Court of Appeal Issues Ruling on Sections 357(1) and 360 of the Capital Markets and Services Act 2007

In Lai Soon Onn v Chew Fei Meng & Other Appeals [2018] 10 CLJ 48, the Plaintiff (P) contended that the four Defendants (D1 to D4) and other unknown persons had acted in concert to acquire, jointly and severally, control of 33.74% of the shares in Panpages Bhd (D5) - a listed company.
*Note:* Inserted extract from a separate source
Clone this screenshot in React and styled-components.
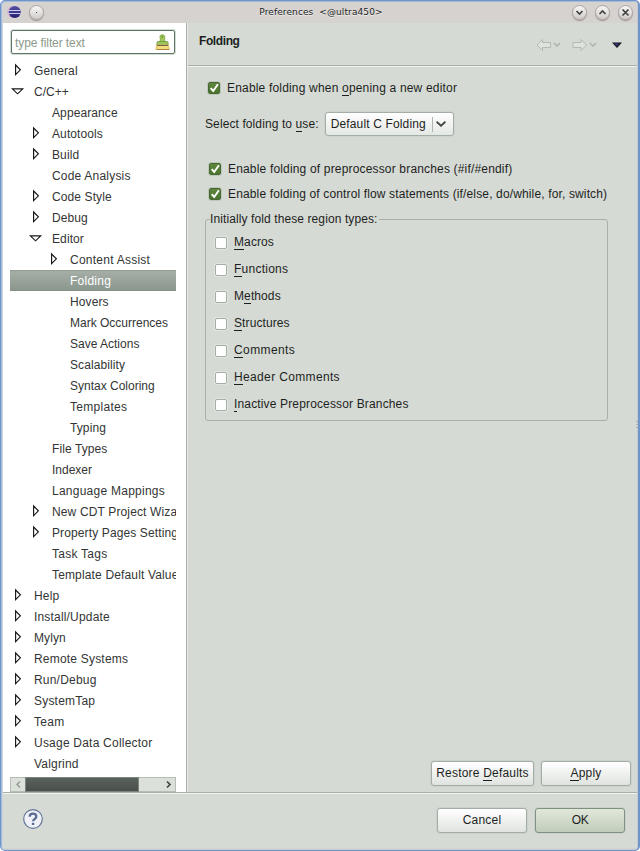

P claimed that in so doing, D1 to D4 had breached their statutory duties under the Capital Markets and Services Act 2007 (CMSA) and the Take-Over Code 2010 (now the Take-Over Code 2016 and the Take-Over Rules 2016) by failing to make a mandatory offer (MO) for the remaining shares in D5.
Among others, P sought –
  • a declaration that D1 to D4 had contravened s. 218(2) of the CMSA and para. 9(1) of the Take-Over Code in failing to undertake the MO;
  • damages for losses that P had suffered as a result of the alleged breach of statutory duties by D1 to D4; and
  • an order to compel D1 to D4 to undertake a MO.
A relevant fact is that at that juncture, the SC had yet to make any ruling on D1 to D4’s alleged breaches of the CMSA and the Take-Over Code.
The Court of Appeal (CA) upheld the decision of the High Court to strike out P’s claims. The CA held that P did not have a cause of action for the following reasons –
  1. P was not entitled to the reliefs that he was seeking, namely under s. 357(1) (civil liability of person in contravention of securities laws) and s. 360 (power of court to make certain orders) of the CMSA;
  2. It is not necessary for the Court to adjudicate whether there has been a contravention before s. 357(1) could be applied. What is required is for the SC to first determine whether there was a contravention of the CMSA or any regulation made thereunder – it is not for the civil court to usurp the regulator’s powers in making this determination;
  3. The SC had not made a determination on whether there has been a contravention of securities laws by D1 to D4;
  4. S. 360 does not apply as the obligation on the part of D1 to D4 to undertake a GO is not a “relevant requirement” within the meaning of s. 360(13)(c) of the CMSA.
According to the CA, the interpretation of ss. 357(1) and 360 are novel issues.